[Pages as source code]
++++
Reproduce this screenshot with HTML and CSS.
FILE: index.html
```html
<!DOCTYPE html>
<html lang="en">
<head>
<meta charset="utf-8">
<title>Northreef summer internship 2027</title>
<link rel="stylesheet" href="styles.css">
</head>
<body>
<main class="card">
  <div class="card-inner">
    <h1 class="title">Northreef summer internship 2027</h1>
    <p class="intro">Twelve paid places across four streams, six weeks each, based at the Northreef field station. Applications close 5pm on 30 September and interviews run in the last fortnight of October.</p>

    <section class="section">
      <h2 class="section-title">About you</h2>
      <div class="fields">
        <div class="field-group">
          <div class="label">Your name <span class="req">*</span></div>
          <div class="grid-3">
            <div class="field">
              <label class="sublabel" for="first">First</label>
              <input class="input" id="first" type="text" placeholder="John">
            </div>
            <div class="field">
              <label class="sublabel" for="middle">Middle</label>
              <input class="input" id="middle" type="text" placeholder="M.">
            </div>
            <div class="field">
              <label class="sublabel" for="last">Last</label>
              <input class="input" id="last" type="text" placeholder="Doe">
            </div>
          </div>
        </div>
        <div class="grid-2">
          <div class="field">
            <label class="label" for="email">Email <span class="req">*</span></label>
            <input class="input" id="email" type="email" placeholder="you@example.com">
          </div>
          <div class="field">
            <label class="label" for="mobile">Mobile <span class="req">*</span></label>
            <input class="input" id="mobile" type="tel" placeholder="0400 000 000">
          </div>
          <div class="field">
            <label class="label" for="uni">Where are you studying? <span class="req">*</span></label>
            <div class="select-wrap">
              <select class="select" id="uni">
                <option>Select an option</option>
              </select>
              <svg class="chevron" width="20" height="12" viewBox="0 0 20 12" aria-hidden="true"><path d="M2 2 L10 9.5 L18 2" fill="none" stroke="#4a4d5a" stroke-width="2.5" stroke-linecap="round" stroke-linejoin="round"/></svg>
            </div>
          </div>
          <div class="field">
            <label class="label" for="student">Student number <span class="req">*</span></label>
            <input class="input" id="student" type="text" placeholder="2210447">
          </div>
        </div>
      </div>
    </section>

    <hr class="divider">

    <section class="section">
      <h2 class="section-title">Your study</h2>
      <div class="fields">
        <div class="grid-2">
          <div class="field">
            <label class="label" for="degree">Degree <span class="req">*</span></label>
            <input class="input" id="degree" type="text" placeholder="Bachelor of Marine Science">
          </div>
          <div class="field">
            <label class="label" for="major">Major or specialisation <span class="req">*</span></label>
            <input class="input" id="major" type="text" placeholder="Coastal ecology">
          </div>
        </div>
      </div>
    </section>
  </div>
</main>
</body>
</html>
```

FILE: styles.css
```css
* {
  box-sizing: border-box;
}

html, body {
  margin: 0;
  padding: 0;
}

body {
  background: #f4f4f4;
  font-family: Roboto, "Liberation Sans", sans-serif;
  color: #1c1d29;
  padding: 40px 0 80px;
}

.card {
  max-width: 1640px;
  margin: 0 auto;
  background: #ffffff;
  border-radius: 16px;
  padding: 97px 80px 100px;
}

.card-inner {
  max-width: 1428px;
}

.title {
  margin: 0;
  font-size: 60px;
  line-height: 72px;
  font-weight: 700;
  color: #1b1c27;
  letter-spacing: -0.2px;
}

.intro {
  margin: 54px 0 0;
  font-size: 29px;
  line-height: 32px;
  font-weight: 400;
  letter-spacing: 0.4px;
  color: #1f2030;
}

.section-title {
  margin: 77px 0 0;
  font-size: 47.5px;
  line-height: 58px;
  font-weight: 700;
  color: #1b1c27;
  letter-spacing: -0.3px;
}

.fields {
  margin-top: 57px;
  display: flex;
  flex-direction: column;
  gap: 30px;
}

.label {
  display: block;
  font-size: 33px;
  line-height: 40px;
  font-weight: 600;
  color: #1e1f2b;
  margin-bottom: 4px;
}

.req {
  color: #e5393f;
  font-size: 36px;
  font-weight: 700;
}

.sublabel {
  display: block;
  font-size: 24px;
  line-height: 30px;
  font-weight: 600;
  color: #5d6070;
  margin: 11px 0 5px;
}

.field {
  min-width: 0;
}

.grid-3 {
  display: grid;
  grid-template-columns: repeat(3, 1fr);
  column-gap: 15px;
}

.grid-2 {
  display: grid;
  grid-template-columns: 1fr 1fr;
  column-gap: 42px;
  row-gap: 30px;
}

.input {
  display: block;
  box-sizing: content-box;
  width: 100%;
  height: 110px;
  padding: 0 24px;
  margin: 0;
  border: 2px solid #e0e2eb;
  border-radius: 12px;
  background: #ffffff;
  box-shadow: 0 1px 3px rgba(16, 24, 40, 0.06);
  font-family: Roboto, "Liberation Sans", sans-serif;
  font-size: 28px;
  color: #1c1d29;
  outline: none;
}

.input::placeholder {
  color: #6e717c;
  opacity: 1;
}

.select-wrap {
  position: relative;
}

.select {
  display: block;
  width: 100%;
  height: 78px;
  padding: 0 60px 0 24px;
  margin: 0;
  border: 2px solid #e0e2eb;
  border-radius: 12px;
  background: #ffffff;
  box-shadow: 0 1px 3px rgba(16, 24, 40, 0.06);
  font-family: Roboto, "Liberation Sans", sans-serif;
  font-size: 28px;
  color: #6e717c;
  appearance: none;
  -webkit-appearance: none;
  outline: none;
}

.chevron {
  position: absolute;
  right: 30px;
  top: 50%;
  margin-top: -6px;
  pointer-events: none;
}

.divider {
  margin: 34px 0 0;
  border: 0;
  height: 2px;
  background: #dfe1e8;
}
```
++++
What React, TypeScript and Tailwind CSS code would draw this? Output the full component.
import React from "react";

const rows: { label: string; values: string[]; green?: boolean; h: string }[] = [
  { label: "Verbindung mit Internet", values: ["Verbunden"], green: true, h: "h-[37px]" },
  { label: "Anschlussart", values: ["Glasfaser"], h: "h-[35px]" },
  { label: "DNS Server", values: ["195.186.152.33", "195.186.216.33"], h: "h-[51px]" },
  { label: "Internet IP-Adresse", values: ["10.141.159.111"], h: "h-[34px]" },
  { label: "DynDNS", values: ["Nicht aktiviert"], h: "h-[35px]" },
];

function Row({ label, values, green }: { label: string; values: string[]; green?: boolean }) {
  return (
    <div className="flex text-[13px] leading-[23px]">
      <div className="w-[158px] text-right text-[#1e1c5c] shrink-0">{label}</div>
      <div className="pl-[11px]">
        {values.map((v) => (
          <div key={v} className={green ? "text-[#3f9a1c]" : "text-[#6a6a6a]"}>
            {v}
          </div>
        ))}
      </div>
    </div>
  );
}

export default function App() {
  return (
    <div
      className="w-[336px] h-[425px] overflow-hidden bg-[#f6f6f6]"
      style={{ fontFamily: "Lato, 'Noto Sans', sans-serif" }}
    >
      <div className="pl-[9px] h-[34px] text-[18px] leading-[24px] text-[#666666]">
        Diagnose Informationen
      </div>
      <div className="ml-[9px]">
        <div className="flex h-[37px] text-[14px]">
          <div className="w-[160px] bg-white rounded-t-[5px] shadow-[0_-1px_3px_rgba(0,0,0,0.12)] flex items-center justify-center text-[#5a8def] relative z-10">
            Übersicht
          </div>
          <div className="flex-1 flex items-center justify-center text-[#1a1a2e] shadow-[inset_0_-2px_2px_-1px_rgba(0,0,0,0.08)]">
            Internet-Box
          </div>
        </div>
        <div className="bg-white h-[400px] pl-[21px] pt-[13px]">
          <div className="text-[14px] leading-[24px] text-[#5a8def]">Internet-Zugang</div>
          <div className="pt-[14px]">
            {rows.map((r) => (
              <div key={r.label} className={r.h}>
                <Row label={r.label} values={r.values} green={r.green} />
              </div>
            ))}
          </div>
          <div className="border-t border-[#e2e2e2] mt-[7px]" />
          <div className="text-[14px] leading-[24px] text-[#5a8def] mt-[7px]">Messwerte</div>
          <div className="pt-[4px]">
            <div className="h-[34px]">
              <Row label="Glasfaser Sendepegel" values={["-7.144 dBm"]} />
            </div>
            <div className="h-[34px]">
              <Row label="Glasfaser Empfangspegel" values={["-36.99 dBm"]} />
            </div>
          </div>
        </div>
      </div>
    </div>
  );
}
++++
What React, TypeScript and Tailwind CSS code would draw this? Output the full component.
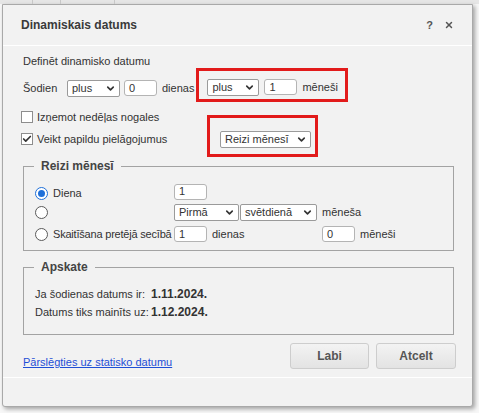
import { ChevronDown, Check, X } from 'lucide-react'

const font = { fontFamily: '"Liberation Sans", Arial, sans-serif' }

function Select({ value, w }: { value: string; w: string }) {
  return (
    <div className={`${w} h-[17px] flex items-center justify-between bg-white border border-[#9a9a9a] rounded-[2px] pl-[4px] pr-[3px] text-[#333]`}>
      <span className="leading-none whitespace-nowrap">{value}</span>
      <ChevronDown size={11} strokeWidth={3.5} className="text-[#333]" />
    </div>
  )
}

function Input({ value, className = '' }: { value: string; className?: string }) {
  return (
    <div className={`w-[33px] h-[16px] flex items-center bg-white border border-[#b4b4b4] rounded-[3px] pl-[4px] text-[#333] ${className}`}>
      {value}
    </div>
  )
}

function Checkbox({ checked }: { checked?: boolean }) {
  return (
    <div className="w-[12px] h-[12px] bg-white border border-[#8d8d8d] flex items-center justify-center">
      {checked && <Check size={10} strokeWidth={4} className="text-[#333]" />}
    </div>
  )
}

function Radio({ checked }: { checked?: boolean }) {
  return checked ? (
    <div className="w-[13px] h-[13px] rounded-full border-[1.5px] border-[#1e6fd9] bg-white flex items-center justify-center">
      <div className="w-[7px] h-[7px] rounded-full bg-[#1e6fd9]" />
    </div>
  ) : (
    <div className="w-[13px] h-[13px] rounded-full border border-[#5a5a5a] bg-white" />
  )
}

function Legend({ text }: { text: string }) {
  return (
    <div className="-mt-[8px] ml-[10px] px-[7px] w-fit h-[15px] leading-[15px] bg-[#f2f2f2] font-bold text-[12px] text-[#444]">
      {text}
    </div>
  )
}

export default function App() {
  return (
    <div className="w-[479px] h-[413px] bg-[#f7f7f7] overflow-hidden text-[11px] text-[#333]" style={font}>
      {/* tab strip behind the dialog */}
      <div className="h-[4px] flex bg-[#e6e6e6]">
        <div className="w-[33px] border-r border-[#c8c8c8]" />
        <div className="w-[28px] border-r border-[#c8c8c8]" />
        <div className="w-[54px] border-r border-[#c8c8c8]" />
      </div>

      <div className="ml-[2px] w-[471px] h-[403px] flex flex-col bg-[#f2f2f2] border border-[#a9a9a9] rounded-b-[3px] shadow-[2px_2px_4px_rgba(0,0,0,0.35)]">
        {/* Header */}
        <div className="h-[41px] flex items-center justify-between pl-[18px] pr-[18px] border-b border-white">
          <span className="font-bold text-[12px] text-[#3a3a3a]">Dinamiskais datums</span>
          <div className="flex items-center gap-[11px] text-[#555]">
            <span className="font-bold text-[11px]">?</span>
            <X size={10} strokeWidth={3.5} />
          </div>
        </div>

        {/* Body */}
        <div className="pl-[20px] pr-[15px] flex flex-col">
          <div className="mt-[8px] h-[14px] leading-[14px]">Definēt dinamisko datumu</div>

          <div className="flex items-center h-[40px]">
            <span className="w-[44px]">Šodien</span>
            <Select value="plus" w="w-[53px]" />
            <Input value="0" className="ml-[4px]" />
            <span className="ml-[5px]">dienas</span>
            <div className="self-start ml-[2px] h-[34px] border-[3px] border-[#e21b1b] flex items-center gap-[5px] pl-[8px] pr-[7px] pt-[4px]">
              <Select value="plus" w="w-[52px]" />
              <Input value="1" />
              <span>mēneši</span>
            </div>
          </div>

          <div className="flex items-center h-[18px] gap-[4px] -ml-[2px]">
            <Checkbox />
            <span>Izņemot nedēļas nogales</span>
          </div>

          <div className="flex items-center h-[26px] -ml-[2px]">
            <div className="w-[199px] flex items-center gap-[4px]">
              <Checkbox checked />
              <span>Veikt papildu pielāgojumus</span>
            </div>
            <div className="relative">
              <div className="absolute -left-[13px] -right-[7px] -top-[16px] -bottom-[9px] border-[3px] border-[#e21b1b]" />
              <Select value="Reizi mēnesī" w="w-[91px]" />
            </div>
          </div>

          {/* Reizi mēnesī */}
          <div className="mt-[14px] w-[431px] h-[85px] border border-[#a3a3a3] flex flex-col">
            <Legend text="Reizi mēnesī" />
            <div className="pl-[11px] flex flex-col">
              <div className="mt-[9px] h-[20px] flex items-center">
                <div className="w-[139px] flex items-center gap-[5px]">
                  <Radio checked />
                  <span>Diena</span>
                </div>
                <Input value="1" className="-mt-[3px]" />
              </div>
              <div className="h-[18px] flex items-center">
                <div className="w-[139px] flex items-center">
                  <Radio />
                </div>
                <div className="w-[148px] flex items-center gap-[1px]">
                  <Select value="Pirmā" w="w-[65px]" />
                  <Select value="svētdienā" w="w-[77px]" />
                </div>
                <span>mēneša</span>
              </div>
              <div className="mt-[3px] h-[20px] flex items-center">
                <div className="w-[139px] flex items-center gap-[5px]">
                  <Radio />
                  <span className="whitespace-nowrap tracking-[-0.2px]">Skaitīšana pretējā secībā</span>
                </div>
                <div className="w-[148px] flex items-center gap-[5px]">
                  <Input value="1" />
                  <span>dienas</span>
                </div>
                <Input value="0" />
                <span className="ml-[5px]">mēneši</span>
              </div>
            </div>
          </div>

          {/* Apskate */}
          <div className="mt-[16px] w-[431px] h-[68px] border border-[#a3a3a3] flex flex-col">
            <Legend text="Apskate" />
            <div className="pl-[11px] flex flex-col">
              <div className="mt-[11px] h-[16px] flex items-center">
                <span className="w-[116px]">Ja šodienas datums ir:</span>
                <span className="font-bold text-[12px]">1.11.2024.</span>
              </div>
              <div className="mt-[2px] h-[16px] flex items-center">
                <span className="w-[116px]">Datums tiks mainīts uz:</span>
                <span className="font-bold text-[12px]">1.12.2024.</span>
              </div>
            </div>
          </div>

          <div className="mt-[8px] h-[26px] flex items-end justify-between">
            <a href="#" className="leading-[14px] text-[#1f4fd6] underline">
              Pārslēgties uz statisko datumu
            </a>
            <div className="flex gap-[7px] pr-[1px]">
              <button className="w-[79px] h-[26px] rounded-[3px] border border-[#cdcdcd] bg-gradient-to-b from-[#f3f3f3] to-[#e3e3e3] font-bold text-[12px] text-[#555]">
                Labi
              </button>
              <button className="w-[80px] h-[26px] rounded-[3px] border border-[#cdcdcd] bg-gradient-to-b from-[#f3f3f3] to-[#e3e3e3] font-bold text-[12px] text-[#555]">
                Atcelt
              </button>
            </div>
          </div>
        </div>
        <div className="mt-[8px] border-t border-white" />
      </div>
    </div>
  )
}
++++
→ **What to work on**
Scan the material and collect every line that contains "full".

→ **Written solution**
What React, TypeScript and Tailwind CSS code would draw this? Output the full component.
What React, TypeScript and Tailwind CSS code would draw this? Output the full component.
    <div className="w-[13px] h-[13px] rounded-full border-[1.5px] border-[#1e6fd9] bg-white flex items-center justify-center">
      <div className="w-[7px] h-[7px] rounded-full bg-[#1e6fd9]" />
    <div className="w-[13px] h-[13px] rounded-full border border-[#5a5a5a] bg-white" />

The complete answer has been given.